A newly-released U.N. report concludes that the world economy is gaining momentum after two years of stagnation. The report predicts worldwide growth of 3.5 percent this year, compared to less thantwo percent over the past two years.
While the United States remains the world's primary economic engine, other countries are making increasing contributions to what U.N. economists see as a broad global recovery.
In a strongly upbeat report, the world body's economic unit says the recovery is being driven mainly by low U.S. interest rates.
In unveiling the report, U.N. Undersecretary-General for Economic and Social Affairs Jose Antonio Ocampo said another surprisingly powerful force has been the rapid rise of China as a trade hub.
"China is in fact becoming very rapidly a more important center for trade for a series of economies in Asia," he said. "This is particularly so for the Republic of Korea, and for Japan. In the case of Japan many analysts have actually come to the conclusion that this is the first time the Japanese recovery is based on China. So China is actually becoming the locomotive of Japan in a very significant change with respect to the past."
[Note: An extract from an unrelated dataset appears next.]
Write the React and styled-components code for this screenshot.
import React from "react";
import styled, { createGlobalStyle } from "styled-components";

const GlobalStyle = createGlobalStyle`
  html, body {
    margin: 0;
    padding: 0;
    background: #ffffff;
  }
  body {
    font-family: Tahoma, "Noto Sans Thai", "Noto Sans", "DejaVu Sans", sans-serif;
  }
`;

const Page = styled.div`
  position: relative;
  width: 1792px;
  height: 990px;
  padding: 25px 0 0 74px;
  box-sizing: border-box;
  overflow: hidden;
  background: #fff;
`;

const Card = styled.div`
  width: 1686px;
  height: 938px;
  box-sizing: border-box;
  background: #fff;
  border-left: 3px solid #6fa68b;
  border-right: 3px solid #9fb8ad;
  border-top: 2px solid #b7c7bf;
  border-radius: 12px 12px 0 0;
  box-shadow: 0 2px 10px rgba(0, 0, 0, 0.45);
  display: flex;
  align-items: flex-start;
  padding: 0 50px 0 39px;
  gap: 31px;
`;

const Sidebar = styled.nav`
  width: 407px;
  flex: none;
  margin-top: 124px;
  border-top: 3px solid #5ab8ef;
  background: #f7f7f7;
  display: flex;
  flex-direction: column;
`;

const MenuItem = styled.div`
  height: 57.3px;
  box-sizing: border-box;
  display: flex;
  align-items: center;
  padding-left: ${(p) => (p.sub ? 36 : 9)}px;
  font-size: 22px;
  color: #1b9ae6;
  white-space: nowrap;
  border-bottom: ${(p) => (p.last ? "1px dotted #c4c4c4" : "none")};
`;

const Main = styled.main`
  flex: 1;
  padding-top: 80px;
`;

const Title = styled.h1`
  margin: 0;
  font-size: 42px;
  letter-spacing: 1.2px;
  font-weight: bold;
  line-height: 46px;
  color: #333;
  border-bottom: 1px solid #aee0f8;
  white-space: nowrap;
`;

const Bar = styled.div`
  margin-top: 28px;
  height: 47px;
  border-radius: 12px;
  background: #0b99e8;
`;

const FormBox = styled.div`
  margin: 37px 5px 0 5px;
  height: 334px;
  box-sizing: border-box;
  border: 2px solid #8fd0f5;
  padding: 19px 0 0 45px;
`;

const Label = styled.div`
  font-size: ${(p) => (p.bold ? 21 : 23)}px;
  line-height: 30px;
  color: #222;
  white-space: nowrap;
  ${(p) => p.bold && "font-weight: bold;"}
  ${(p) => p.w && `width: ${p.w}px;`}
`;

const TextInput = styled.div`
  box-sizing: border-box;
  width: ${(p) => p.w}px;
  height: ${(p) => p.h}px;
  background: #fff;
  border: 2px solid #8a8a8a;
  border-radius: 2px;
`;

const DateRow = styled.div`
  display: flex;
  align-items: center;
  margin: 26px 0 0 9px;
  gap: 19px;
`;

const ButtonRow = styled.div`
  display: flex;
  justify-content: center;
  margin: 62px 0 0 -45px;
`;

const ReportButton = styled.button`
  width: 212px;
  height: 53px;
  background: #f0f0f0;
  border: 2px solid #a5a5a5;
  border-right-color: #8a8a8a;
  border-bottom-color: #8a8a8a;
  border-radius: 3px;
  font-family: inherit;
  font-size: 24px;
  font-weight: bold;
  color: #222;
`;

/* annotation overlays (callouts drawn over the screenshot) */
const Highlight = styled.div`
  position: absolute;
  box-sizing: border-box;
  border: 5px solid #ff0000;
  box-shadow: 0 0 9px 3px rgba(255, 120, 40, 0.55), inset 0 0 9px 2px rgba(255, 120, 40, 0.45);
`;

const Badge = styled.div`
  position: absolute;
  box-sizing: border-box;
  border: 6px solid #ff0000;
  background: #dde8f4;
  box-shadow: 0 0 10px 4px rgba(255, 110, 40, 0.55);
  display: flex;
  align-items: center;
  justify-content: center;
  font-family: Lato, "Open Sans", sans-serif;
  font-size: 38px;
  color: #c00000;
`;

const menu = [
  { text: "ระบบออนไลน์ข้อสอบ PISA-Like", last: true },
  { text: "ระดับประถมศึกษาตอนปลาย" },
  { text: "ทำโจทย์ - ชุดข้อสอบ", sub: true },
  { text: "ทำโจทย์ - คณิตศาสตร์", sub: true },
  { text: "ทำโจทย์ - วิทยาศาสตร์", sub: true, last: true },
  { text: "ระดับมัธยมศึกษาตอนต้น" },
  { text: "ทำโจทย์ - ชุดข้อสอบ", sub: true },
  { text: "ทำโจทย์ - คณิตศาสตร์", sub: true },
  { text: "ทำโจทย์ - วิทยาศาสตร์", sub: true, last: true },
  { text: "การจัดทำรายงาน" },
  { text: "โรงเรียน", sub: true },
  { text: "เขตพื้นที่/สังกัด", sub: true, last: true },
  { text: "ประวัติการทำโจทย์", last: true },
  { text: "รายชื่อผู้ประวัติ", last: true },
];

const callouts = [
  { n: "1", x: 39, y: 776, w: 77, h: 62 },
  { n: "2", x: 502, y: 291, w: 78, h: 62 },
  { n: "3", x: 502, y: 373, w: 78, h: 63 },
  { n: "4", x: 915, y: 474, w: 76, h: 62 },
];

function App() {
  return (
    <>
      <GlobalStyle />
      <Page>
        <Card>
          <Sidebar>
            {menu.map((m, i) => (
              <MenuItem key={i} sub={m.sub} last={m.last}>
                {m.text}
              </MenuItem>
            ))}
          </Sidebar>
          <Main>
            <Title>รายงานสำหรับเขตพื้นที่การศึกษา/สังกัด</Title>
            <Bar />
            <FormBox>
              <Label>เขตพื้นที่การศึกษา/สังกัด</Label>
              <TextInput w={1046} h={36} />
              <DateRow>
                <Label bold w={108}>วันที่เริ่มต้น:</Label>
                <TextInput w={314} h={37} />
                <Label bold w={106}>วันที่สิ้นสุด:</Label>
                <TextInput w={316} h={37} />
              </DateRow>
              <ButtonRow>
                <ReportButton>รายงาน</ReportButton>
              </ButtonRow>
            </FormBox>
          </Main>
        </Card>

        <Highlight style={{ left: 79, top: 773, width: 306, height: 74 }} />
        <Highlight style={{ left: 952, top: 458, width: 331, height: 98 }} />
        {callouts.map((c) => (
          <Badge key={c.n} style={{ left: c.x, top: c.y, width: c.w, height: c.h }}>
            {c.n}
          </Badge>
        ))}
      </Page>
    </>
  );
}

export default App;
Mr. Ocampo, a former Colombian minister of finance, said he sees the economic troubles of Latin American countries diminishing, and even a slight improvement in Africa's short-term prospects. In contrast, he pointed to Western Europe as a source of the weakness that is only now beginning to subside.
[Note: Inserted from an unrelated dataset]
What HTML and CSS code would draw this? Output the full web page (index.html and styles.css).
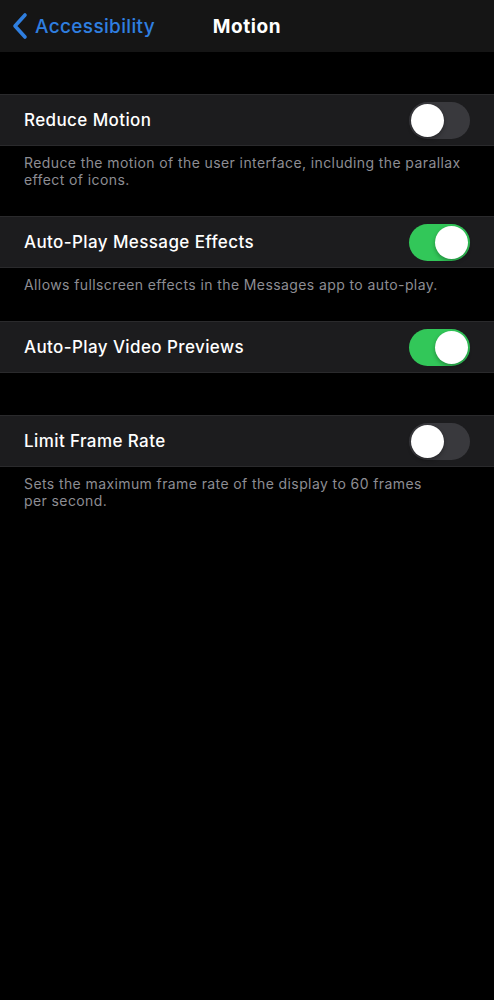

He also noted that the creation of new jobs continues to be a problem in most countries.
The U.N. report points to the large external debt of the United States and a few other countries as an overriding weakness in the world economy. But Mr. Ocampo said, at least in the short term, he is not concerned about huge U.S. budget and trade deficits.
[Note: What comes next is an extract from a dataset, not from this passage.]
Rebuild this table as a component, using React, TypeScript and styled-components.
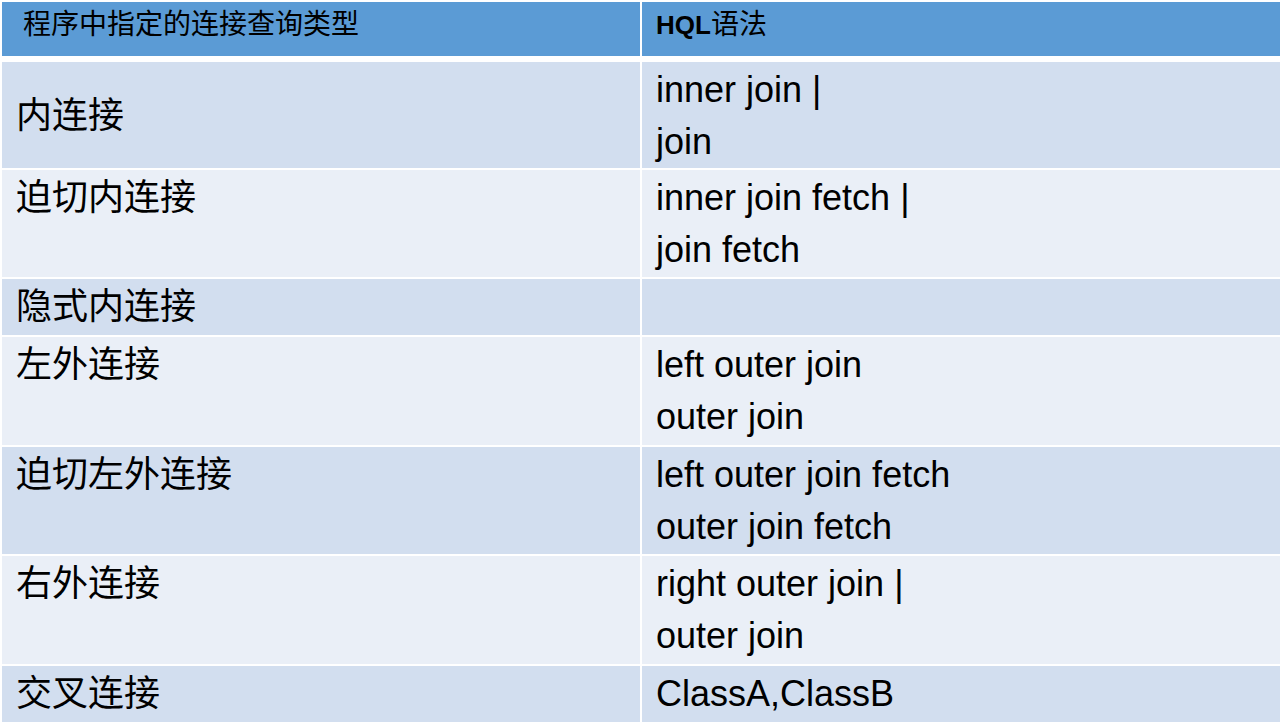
import React from "react";
import styled, { createGlobalStyle } from "styled-components";

type JoinRow = {
    kind: string;
    hql: string[];
    height: number;
    middle?: boolean;
};

const rows: JoinRow[] = [
    { kind: "内连接", hql: ["inner join |", "join"], height: 106, middle: true },
    { kind: "迫切内连接", hql: ["inner join fetch |", "join fetch"], height: 107 },
    { kind: "隐式内连接", hql: [], height: 56 },
    { kind: "左外连接", hql: ["left outer join", "outer join"], height: 108 },
    { kind: "迫切左外连接", hql: ["left outer join fetch", "outer join fetch"], height: 107 },
    { kind: "右外连接", hql: ["right outer join |", "outer join"], height: 108 },
    { kind: "交叉连接", hql: ["ClassA,ClassB"], height: 56 },
];

function App() {
    return (
        <>
            <GlobalStyle />
            <Page>
                <Table>
                    <HeadRow>
                        <HeadCell>程序中指定的连接查询类型</HeadCell>
                        <HeadCell>
                            <Strong>HQL</Strong>语法
                        </HeadCell>
                    </HeadRow>
                    {rows.map((row, i) => (
                        <BodyRow key={row.kind} $odd={i % 2 === 0} $h={row.height}>
                            <Cell $middle={row.middle}>{row.kind}</Cell>
                            <Cell>
                                {row.hql.map((line) => (
                                    <Line key={line}>{line}</Line>
                                ))}
                            </Cell>
                        </BodyRow>
                    ))}
                </Table>
            </Page>
        </>
    );
}

const GlobalStyle = createGlobalStyle`
    html, body {
        margin: 0;
        padding: 0;
        background: #ffffff;
    }
    body {
        font-family: "Liberation Sans", "Noto Sans CJK SC", sans-serif;
        color: #000000;
    }
`;

const Page = styled.div`
    width: 1282px;
    height: 725px;
    padding: 2px;
    box-sizing: border-box;
    background: #ffffff;
`;

const Table = styled.div`
    width: 1278px;
    display: flex;
    flex-direction: column;
    gap: 2px;
`;

const HeadRow = styled.div`
    display: grid;
    grid-template-columns: 638px 638px;
    column-gap: 2px;
    height: 54px;
    margin-bottom: 4px;
`;

const HeadCell = styled.div`
    background: #5b9bd5;
    padding: 5px 16px 0 21px;
    font-size: 28px;
    line-height: 36px;
    &:last-child {
        padding-left: 14px;
    }
`;

const Strong = styled.span`
    font-weight: 700;
    font-size: 26px;
`;

const BodyRow = styled.div<{ $odd: boolean; $h: number }>`
    display: grid;
    grid-template-columns: 638px 638px;
    column-gap: 2px;
    height: ${(p) => p.$h}px;
    & > div {
        background: ${(p) => (p.$odd ? "#d2deef" : "#eaeff7")};
    }
`;

const Cell = styled.div<{ $middle?: boolean }>`
    display: flex;
    flex-direction: column;
    justify-content: ${(p) => (p.$middle ? "center" : "flex-start")};
    padding: 2px 14px 0 14px;
    font-size: 36px;
    line-height: 52px;
    white-space: nowrap;
`;

const Line = styled.div``;

export default App;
"The position we take is that in short term, the policy stimulus by all the industrial market economies is essential for the strength of the recovery of the world economy," he said. "In that regard, it seems the policy stimulus by the U.S. is an essential part of that process, but in medium term there is a need to correct the U.S. imbalances, which depend heavily on the capacity, rather the willingness of rest of world to finance the huge U.S. deficit currently."
The U.N. report cautions, however, that while global trade is likely to increase by seven percent this year, the high level of economic growth seen during the 1990s is not likely to be repeated. It warns that any rapid depreciation of the dollar and an abrupt reversal of the U.S. trade deficit would probably kill the recovery, and send the world's economy into another slowdown.